Spider Instinct Phone Call—one of the dozen figures made of multiple materials; a poppy-colored plywood base, a ceramic torso with attached arms, hands, and head, the mouth sends a vaporous Plexiglas message to a telephone. The receiver of the phone sits on a blood-iron-red ceramic stump. A silver squirrel chirps in its hole and little flowers sprout and droop nearby. Next to the stump is the body of the push-button or dial-up vintage clay phone. Her icons are like bracelet charm dreams, sirens singing gentle songs—a flower, moth, spider, warm-hue rainbow crooning, “Press me, touch me, I’m a puffy sticker lifesaver, wanting to melt in your mouth.” The face is also a lantern. The stomach winks while digesting a spider who spins the answers to everything, we are not anxious, we are curious. There’s a sensualness to her works, and something creepy yet comforting all happening in unison.
An Abundance of Expression
Counts’ sculptures are stories that shift, as do our memories, our relationships with others, and the constant swirl of decisions we make each day. I asked her about the vampire mouths that some of her faces have. She shared, “They connect with the supernatural theme: ghosts, vampires, imagined beings. Similar to the spider and dagger, there’s an element of danger. Thinking about myself and humans in general, devouring, dangerous but not evil.” She continued, “They represent ideas around self sabotage, the uncontrollable, destruction, darkness beyond our grasp, the difficult parts of human nature.” There’s a balance of realism and the fantastical in her art. The abundance of expression fills me up and helps provide space to be present, inquisitive, and receptive.

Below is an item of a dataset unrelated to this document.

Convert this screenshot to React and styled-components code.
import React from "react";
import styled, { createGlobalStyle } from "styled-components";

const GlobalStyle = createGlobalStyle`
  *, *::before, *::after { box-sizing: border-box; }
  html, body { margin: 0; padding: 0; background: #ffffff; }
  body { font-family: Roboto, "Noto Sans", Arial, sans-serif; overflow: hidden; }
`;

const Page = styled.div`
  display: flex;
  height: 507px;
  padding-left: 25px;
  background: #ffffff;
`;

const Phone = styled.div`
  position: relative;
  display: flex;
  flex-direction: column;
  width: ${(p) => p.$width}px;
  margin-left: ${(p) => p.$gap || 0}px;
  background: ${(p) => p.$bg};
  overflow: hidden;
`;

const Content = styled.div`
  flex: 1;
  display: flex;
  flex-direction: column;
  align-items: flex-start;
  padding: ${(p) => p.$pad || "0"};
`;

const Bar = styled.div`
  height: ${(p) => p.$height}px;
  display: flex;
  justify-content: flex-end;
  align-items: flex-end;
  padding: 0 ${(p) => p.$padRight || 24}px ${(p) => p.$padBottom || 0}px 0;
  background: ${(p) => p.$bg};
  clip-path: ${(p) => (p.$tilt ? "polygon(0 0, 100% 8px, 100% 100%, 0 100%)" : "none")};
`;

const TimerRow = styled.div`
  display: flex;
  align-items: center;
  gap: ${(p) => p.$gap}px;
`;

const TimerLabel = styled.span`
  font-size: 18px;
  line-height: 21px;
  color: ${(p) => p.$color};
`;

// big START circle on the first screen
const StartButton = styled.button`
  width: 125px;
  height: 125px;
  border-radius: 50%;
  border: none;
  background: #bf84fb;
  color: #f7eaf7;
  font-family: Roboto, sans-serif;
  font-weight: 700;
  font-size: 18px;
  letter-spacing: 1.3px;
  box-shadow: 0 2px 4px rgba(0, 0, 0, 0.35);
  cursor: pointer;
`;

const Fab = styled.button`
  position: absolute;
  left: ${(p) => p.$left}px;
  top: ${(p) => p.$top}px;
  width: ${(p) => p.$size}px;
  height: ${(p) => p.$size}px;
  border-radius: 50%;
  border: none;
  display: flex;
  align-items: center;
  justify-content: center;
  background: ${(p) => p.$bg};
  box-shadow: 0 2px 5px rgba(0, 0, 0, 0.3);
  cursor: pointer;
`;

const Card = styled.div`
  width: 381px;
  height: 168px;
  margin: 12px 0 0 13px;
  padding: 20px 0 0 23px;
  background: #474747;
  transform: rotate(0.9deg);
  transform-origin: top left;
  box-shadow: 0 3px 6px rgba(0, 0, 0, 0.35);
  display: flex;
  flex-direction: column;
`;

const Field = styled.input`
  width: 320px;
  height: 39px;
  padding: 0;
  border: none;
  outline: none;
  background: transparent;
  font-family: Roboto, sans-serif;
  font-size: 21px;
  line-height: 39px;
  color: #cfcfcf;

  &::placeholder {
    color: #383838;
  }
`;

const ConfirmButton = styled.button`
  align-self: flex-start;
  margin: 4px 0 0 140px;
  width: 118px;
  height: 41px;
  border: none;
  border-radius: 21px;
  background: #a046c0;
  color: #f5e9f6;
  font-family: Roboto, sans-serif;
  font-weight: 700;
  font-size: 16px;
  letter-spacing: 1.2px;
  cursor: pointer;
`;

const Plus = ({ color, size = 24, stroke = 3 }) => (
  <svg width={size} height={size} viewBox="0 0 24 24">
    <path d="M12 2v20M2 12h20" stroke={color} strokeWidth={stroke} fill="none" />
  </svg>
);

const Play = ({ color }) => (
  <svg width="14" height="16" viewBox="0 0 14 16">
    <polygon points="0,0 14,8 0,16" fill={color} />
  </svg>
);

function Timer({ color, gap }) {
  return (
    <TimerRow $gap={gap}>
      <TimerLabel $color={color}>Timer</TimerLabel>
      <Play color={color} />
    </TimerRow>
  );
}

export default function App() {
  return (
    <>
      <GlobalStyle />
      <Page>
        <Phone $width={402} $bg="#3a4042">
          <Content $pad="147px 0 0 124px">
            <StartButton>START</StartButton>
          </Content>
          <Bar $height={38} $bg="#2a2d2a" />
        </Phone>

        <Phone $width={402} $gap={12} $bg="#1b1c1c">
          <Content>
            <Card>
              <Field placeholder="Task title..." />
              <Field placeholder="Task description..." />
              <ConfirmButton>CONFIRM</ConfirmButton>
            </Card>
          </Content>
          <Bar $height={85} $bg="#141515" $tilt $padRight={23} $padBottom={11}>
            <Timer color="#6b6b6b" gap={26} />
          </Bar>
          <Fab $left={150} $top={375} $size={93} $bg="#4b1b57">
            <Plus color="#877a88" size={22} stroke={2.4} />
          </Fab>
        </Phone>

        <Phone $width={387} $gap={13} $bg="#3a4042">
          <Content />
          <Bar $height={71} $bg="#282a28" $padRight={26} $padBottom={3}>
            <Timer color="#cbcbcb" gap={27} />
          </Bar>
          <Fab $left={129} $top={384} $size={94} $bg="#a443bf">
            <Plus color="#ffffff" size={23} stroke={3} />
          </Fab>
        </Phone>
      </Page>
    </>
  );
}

Around the corner from the coven of twelve sits the Grandmother Wizard Queen. She is the surreal architect birthing the lands of magic, curiosity, and wonder. Her body rests gargantuan, three times the size of a human. Her gold lamé frock undulates, a video projection animates her heart—a spider obsessively weaving, spinning, constantly turning. Giant lipsticks open at her feet, beauty born from the grandmother. Gathered around her body; mushrooms, daggers, and fruit—some made of clay others sewn with velvet and lamé fabric—promise protection and truth, everything droops and dies, the only constant is change. Two clay hands reach high, almost touching two plush moths above. The queen’s ceramic head and crown rest on her shoulders, another lantern whose eyes and mouths seem to cry and sigh and peek with knowledge of their own.

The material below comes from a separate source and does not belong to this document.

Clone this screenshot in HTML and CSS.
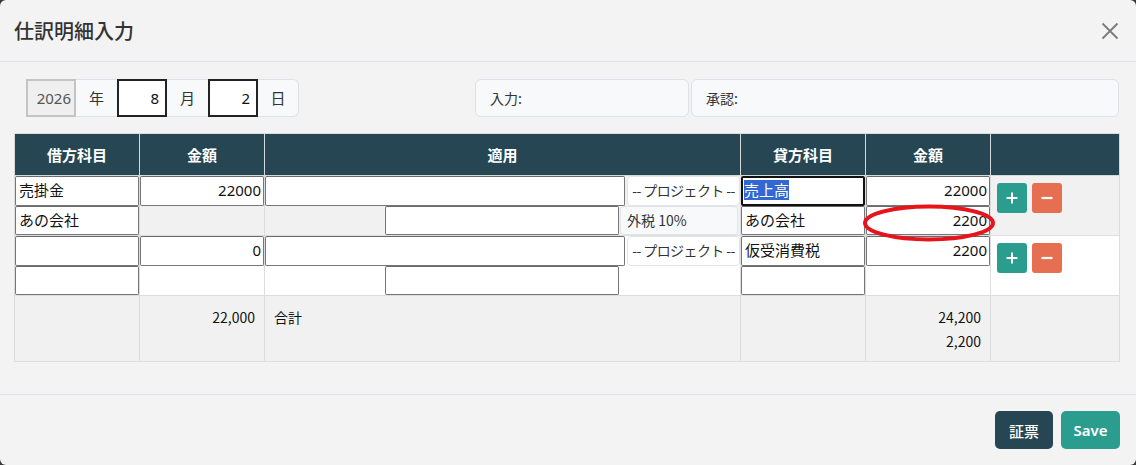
FILE: index.html
```html
<!DOCTYPE html>
<html lang="ja">
<head>
<meta charset="utf-8">
<title>仕訳明細入力</title>
<link rel="stylesheet" href="styles.css">
</head>
<body>
<div class="modal">
  <div class="modal-header">
    <h5 class="modal-title">仕訳明細入力</h5>
    <button class="btn-close" type="button" aria-label="Close">
      <svg width="18" height="18" viewBox="0 0 18 18"><path d="M1.5 1.5 L16.5 16.5 M16.5 1.5 L1.5 16.5" stroke="#7a7a7a" stroke-width="1.8" fill="none"/></svg>
    </button>
  </div>
  <div class="modal-body">
    <div class="top-row">
      <div class="date-group">
        <div class="date-input disabled">2026</div>
        <div class="addon">年</div>
        <div class="date-input active">8</div>
        <div class="addon">月</div>
        <div class="date-input active">2</div>
        <div class="addon last">日</div>
      </div>
      <div class="spacer"></div>
      <div class="info info-input">入力:</div>
      <div class="info info-approve">承認:</div>
    </div>

    <table class="journal">
      <colgroup>
        <col class="c-acc"><col class="c-amt"><col class="c-memo"><col class="c-acc"><col class="c-amt"><col class="c-act">
      </colgroup>
      <thead>
        <tr><th>借方科目</th><th>金額</th><th>適用</th><th>貸方科目</th><th>金額</th><th></th></tr>
      </thead>
      <tbody>
        <tr class="striped">
          <td><div class="stack"><div class="inp">売掛金</div><div class="inp">あの会社</div></div></td>
          <td><div class="stack"><div class="inp num">22000</div><div class="blank"></div></div></td>
          <td>
            <div class="memo-a"><div class="inp grow"></div><div class="proj">-- プロジェクト --</div></div>
            <div class="memo-b"><div class="pad"></div><div class="inp mid"></div><div class="tax">外税 10%</div></div>
          </td>
          <td><div class="stack"><div class="inp focus"><span class="sel">売上高</span></div><div class="inp">あの会社</div></div></td>
          <td><div class="stack rel"><div class="inp num">22000</div><div class="inp num">2200</div>
            <svg class="mark" width="136" height="40" viewBox="0 0 136 40"><ellipse cx="68" cy="20" rx="64" ry="16.5" fill="none" stroke="#e8141c" stroke-width="4"/></svg>
          </div></td>
          <td class="act"><div class="btns">
            <button class="b plus"><svg width="14" height="14" viewBox="0 0 14 14"><path d="M7 1.5 V12.5 M1.5 7 H12.5" stroke="#fff" stroke-width="2"/></svg></button>
            <button class="b minus"><svg width="14" height="14" viewBox="0 0 14 14"><path d="M1.5 7 H12.5" stroke="#fff" stroke-width="2.2"/></svg></button>
          </div></td>
        </tr>
        <tr>
          <td><div class="stack"><div class="inp"></div><div class="inp"></div></div></td>
          <td><div class="stack"><div class="inp num">0</div><div class="blank"></div></div></td>
          <td>
            <div class="memo-a"><div class="inp grow"></div><div class="proj">-- プロジェクト --</div></div>
            <div class="memo-b"><div class="pad"></div><div class="inp mid"></div><div class="notax"></div></div>
          </td>
          <td><div class="stack"><div class="inp">仮受消費税</div><div class="inp"></div></div></td>
          <td><div class="stack"><div class="inp num">2200</div><div class="blank"></div></div></td>
          <td class="act"><div class="btns">
            <button class="b plus"><svg width="14" height="14" viewBox="0 0 14 14"><path d="M7 1.5 V12.5 M1.5 7 H12.5" stroke="#fff" stroke-width="2"/></svg></button>
            <button class="b minus"><svg width="14" height="14" viewBox="0 0 14 14"><path d="M1.5 7 H12.5" stroke="#fff" stroke-width="2.2"/></svg></button>
          </div></td>
        </tr>
        <tr class="striped total">
          <td></td>
          <td class="r">22,000</td>
          <td>合計</td>
          <td></td>
          <td class="r">24,200<br>2,200</td>
          <td></td>
        </tr>
      </tbody>
    </table>
  </div>
  <div class="modal-footer">
    <button class="fbtn dark">証票</button>
    <button class="fbtn teal">Save</button>
  </div>
</div>
</body>
</html>
```
FILE: styles.css
```css
html, body {
  margin: 0;
  padding: 0;
  background: #3a3a3a;
}
body {
  font-family: "Noto Sans", "Noto Sans CJK JP", sans-serif;
  color: #212529;
  width: 1136px;
  height: 465px;
  overflow: hidden;
}
.modal {
  width: 1136px;
  height: 465px;
  background: #f3f3f3;
  border-radius: 6px;
  display: flex;
  flex-direction: column;
  box-sizing: border-box;
}
.modal-header {
  height: 62px;
  box-sizing: border-box;
  border-bottom: 1px solid #dfdfe6;
  display: flex;
  align-items: center;
  padding: 0 14px;
}
.modal-title {
  margin: 0;
  font-family: "Noto Sans CJK JP", sans-serif;
  font-size: 20px;
  font-weight: 500;
  color: #333;
  flex: 1;
  line-height: 24px;
}
.btn-close {
  border: 0;
  background: transparent;
  padding: 0;
  width: 20px;
  height: 20px;
  margin-right: 2px;
  display: flex;
  align-items: center;
  justify-content: center;
}
.modal-body {
  padding: 17px 17px 0 14px;
  height: 332px;
  box-sizing: border-box;
}
.top-row {
  display: flex;
  height: 38px;
  padding-left: 12px;
}
.date-group {
  display: flex;
  height: 38px;
}
.date-input {
  width: 50px;
  box-sizing: border-box;
  height: 38px;
  text-align: right;
  padding-right: 6px;
  font-size: 15px;
  line-height: 34px;
  border: 2px solid #222;
  background: #fff;
  color: #111;
}
.date-input.disabled {
  background: #efefef;
  border-color: #c4c4c4;
  color: #555;
  padding-right: 3px;
}
.addon {
  width: 41px;
  box-sizing: border-box;
  height: 38px;
  background: #f8f9fa;
  border-top: 1px solid #dee2e6;
  border-bottom: 1px solid #dee2e6;
  text-align: center;
  font-family: "Noto Sans CJK JP", sans-serif;
  font-size: 15px;
  line-height: 36px;
  color: #333;
}
.addon.last {
  border-right: 1px solid #dee2e6;
  border-radius: 0 6px 6px 0;
}
.spacer { flex: 1; }
.info {
  height: 38px;
  box-sizing: border-box;
  background: #f8f9fa;
  border: 1px solid #dee2e6;
  border-radius: 6px;
  padding-left: 14px;
  font-family: "Noto Sans CJK JP", sans-serif;
  font-size: 14px;
  line-height: 36px;
  color: #333;
}
.info-input { width: 214px; margin-right: 2px; }
.info-approve { width: 428px; }

.journal {
  margin-top: 16px;
  width: 1105px;
  border-collapse: collapse;
  table-layout: fixed;
  border: 1px solid #dcdde0;
}
.c-acc, .c-amt { width: 125px; }
.c-memo { width: 476px; }
.c-act { width: 129px; }
.journal th {
  background: #264653;
  color: #fff;
  height: 41px;
  font-family: "Noto Sans CJK JP", sans-serif;
  font-size: 15px;
  font-weight: 700;
  border: 1px solid #d6d9dc;
  border-top: 1px solid #dcdde0;
  padding: 0;
}
.journal td {
  border: 1px solid #dcdde0;
  padding: 0;
  vertical-align: top;
  background: #fff;
}
.journal tr.striped td { background: #f1f1f1; }
.stack {
  display: flex;
  flex-direction: column;
}
.rel { position: relative; }
.inp {
  height: 29.5px;
  box-sizing: border-box;
  border: 1px solid #767676;
  border-top-color: #6a6a6a;
  border-radius: 2px;
  background: #fff;
  font-family: "Noto Sans", "Noto Sans CJK JP", sans-serif;
  font-size: 15px;
  line-height: 27.5px;
  padding: 0 3px;
  color: #111;
  white-space: nowrap;
  overflow: hidden;
}
.inp.num { text-align: right; padding-right: 2px; }
.inp.focus {
  border: 2px solid #111;
  line-height: 25.5px;
  padding-left: 1px;
}
.sel {
  background: #3367d1;
  color: #fff;
}
.blank { height: 29.5px; }
.memo-a, .memo-b {
  display: flex;
  height: 29.5px;
}
.inp.grow { flex: 1; }
.proj {
  width: 113px;
  margin-left: 2px;
  box-sizing: border-box;
  height: 29.5px;
  border: 1px solid #e2e4e8;
  border-radius: 4px;
  background: #fff;
  font-family: "Noto Sans CJK JP", sans-serif;
  font-size: 14px;
  letter-spacing: -0.6px;
  line-height: 27.5px;
  text-align: center;
  white-space: nowrap;
  color: #333;
}
.pad { width: 120px; }
.inp.mid { width: 234px; }
.tax {
  width: 118px;
  margin-left: 1px;
  box-sizing: border-box;
  height: 29.5px;
  border: 1px solid #e2e4e8;
  border-radius: 4px;
  background: #f8f9fa;
  font-family: "Noto Sans CJK JP", sans-serif;
  font-size: 14px;
  line-height: 27.5px;
  padding-left: 6px;
  color: #333;
}
.notax { flex: 1; }
.mark {
  position: absolute;
  left: -5px;
  top: 27px;
  pointer-events: none;
}
.btns {
  display: flex;
  gap: 5px;
  padding: 7px 0 0 6px;
}
.b {
  width: 30px;
  height: 30px;
  border: 0;
  border-radius: 3px;
  padding: 0;
  display: flex;
  align-items: center;
  justify-content: center;
}
.b.plus { background: #2a9d8f; }
.b.minus { background: #e76f51; }
.total td {
  height: 66px;
  font-family: "Noto Sans CJK JP", sans-serif;
  font-size: 14px;
  line-height: 24px;
  padding: 9px 9px 0 9px;
  box-sizing: border-box;
  color: #111;
}
.total td.r { text-align: right; }
.modal-footer {
  flex: 1;
  border-top: 1px solid #dfdfe6;
  display: flex;
  justify-content: flex-end;
  align-items: flex-start;
  padding: 16px 16px 0 0;
  gap: 8px;
}
.fbtn {
  height: 38px;
  border: 0;
  border-radius: 5px;
  color: #fff;
  font-family: "Noto Sans", "Noto Sans CJK JP", sans-serif;
  font-size: 15px;
  font-weight: 600;
  padding: 0;
}
.fbtn.dark { background: #264653; width: 58px; font-weight: 500; }
.fbtn.teal { background: #2a9d8f; width: 59px; }
```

The Evolution and Mystery of Life
She started using clay in her pre-teen years at local community centers and took ceramic classes in high school in Seattle, Washington. She attended the California College of Art in Oakland, California, and holds a BFA in painting. Finishing school just before the century turned, she moved around a bit; Illinois, New Mexico, and Oregon, before returning to Seattle and then settling in Tacoma, Washington, with her husband and two cats. Her husband, Josh Machniak, creates ambient sound works for her installations. Her studio occupies two rooms in her home and she fires a Skutt in her basement. She uses various mid-range stoneware and porcelain clay bodies mainly for slab-built sculpture. Her extensive painting background provides a perfect combination of technique and curiosity which play on the surface of her pieces. Varied matte and gloss colors made from blending commercial glazes are staples in her color palette. A range of neutral tones and warm hues evoke the glamour of department store make-up counters. Yellows, oranges, and occasionally blues are consistent in her palette as well.

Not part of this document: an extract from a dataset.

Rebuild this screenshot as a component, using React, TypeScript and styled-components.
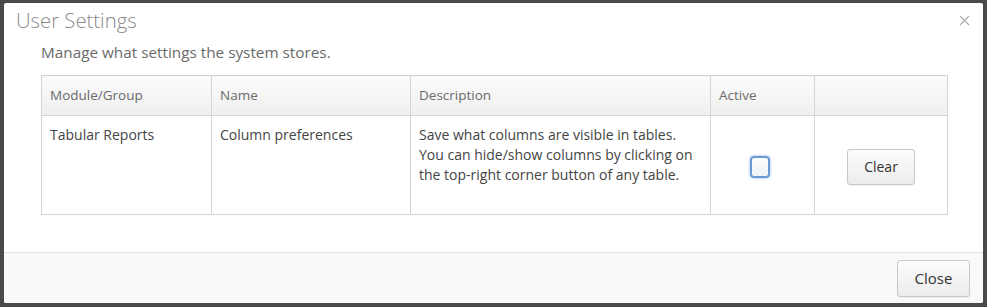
import React from "react";
import styled, { createGlobalStyle } from "styled-components";

const GlobalStyle = createGlobalStyle`
  html, body {
    margin: 0;
    padding: 0;
    background: #4a4a4a;
    font-family: "Open Sans", "Liberation Sans", sans-serif;
  }
`;

const Backdrop = styled.div`
  width: 987px;
  height: 307px;
  padding: 3px 4px 4px 4px;
  box-sizing: border-box;
  background: #4a4a4a;
`;

const Modal = styled.div`
  width: 979px;
  height: 300px;
  background: #fff;
  border-radius: 2px;
  display: flex;
  flex-direction: column;
  overflow: hidden;
`;

const ModalHeader = styled.div`
  display: flex;
  align-items: center;
  justify-content: space-between;
  height: 34px;
  padding: 0 12px 0 12px;
`;

const Title = styled.h3`
  margin: 0;
  font-size: 20.3px;
  font-weight: 300;
  color: #8a8a8a;
  line-height: 34px;
`;

const CloseX = styled.button`
  border: none;
  background: none;
  padding: 0;
  width: 14px;
  height: 14px;
  display: flex;
  align-items: center;
  justify-content: center;
  cursor: pointer;
`;

const ModalBody = styled.div`
  flex: 1;
  padding: 4px 37px 0 37px;
`;

const Lead = styled.p`
  margin: 0 0 12px 0;
  font-size: 15.3px;
  color: #6a6a6a;
  line-height: 22px;
`;

const Table = styled.table`
  width: 906px;
  border-collapse: collapse;
  table-layout: fixed;
  font-size: 14px;
  color: #444;
`;

const Th = styled.th<{ w: number }>`
  width: ${(p) => p.w}px;
  height: 40px;
  padding: 0 8px 1px;
  text-align: left;
  font-weight: 400;
  font-size: 13.5px;
  color: #6a6a6a;
  border: 1px solid #d4d4d4;
  background: linear-gradient(#fbfbfb, #efefef);
  box-sizing: border-box;
`;

const Td = styled.td<{ center?: boolean }>`
  height: 99px;
  padding: ${(p) => (p.center ? "11px 8px 8px" : "9px 8px 8px")};
  vertical-align: ${(p) => (p.center ? "middle" : "top")};
  text-align: ${(p) => (p.center ? "center" : "left")};
  border: 1px solid #d4d4d4;
  line-height: 20px;
  box-sizing: border-box;
`;

const CheckBox = styled.span`
  display: inline-block;
  width: 16px;
  height: 18px;
  border: 2px solid #6a9ad6;
  border-radius: 4px;
  background: linear-gradient(#fdfdfd, #eef1f5);
  box-shadow: 0 0 3px rgba(80, 140, 220, 0.6);
  vertical-align: middle;
  margin-right: 5px;
`;

const Button = styled.button<{ w: number; h: number; size: number }>`
  width: ${(p) => p.w}px;
  height: ${(p) => p.h}px;
  font-family: "Open Sans", "Liberation Sans", sans-serif;
  font-size: ${(p) => p.size}px;
  color: #333;
  border: 1px solid #c8c8c8;
  border-radius: 3px;
  background: linear-gradient(#fcfcfc, #ececec);
  box-shadow: 0 1px 1px rgba(0, 0, 0, 0.05);
  cursor: pointer;
`;

const ModalFooter = styled.div`
  height: 51px;
  border-top: 1px solid #e2e2e2;
  background: #f9f9f9;
  display: flex;
  align-items: center;
  justify-content: flex-end;
  padding: 0 13px;
  box-sizing: border-box;
`;

const App = () => {
  return (
    <>
      <GlobalStyle />
      <Backdrop>
        <Modal>
          <ModalHeader>
            <Title>User Settings</Title>
            <CloseX aria-label="close">
              <svg width="11" height="11" viewBox="0 0 11 11">
                <path d="M1 1L10 10M10 1L1 10" stroke="#aaa" strokeWidth="1.1" />
              </svg>
            </CloseX>
          </ModalHeader>
          <ModalBody>
            <Lead>Manage what settings the system stores.</Lead>
            <Table>
              <thead>
                <tr>
                  <Th w={170}>Module/Group</Th>
                  <Th w={199}>Name</Th>
                  <Th w={300}>Description</Th>
                  <Th w={104}>Active</Th>
                  <Th w={133}></Th>
                </tr>
              </thead>
              <tbody>
                <tr>
                  <Td>Tabular Reports</Td>
                  <Td>Column preferences</Td>
                  <Td>
                    Save what columns are visible in tables. You can hide/show
                    columns by clicking on the top-right corner button of any
                    table.
                  </Td>
                  <Td center>
                    <CheckBox />
                  </Td>
                  <Td center>
                    <Button w={68} h={36} size={14}>
                      Clear
                    </Button>
                  </Td>
                </tr>
              </tbody>
            </Table>
          </ModalBody>
          <ModalFooter>
            <Button w={73} h={37} size={15}>
              Close
            </Button>
          </ModalFooter>
        </Modal>
      </Backdrop>
    </>
  );
};

export default App;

As part of “So Familiar,” a 2023 exhibit at studio e gallery in Seattle, Counts gave an artist talk and was asked, “What do you do to take care of yourself? What do you do in your downtime?” She answered, “I get so much joy from my cats.” As a cat owner myself, I felt grateful for this recognition of the calming interaction our pets may bring. In Spider Thoughts Familiar, one of Counts’ companion works to their figures, she’s handbuilt a hollow-bodied animal lantern with pink-hued light emanating from orifices and two flower heart holes. A spider sits above one eye, their thoughts pre-occupying the familiar. I hear it whisper sweet nothings in the kitty’s ear. An open mouth waits in the third eye position above the bridge of the kitty’s nose. All the mouths in Counts’ work are sighing, singing, longing for life. The honey fur coat glaze glistens with bits of gold luster. The stems of the flowers are like textured embroidery. Her grandmothers’ essence has had a hand in this work. The feminine within the handmade is ever present, as are the themes of ripeness, heavy fruit, hand-woven dreams, arachnid legends, and the ways the spider takes care of their children. Nature is not gentle in the deepest depths of the woods. Nature is a cycle of growth and decay, ever turning in the loamy undergrowth and blowing through the uppermost nests of the trees where heavy winds and fire do what they do whenever lightning strikes. Even the oldest trees are not spared the nature of nature.
Counts uses art to relocate our sense of self. Her pieces thrive in multidimensional space and time. Her work continues unfolding, an expansive tapestry with props we recognize, others surreal and strange, we can choose directions through the story and perhaps be surprised at the end. Existing both internally and externally can be confusing, but her art makes room for this. Her surfaces, simple yet complex, are at once metaphors for the internal unknown and the simultaneously luscious exteriors. Eyes sparkle while mouths beckon, whispering, “Come closer—we have secrets to share. Can you sense them? Do you know this magic too?”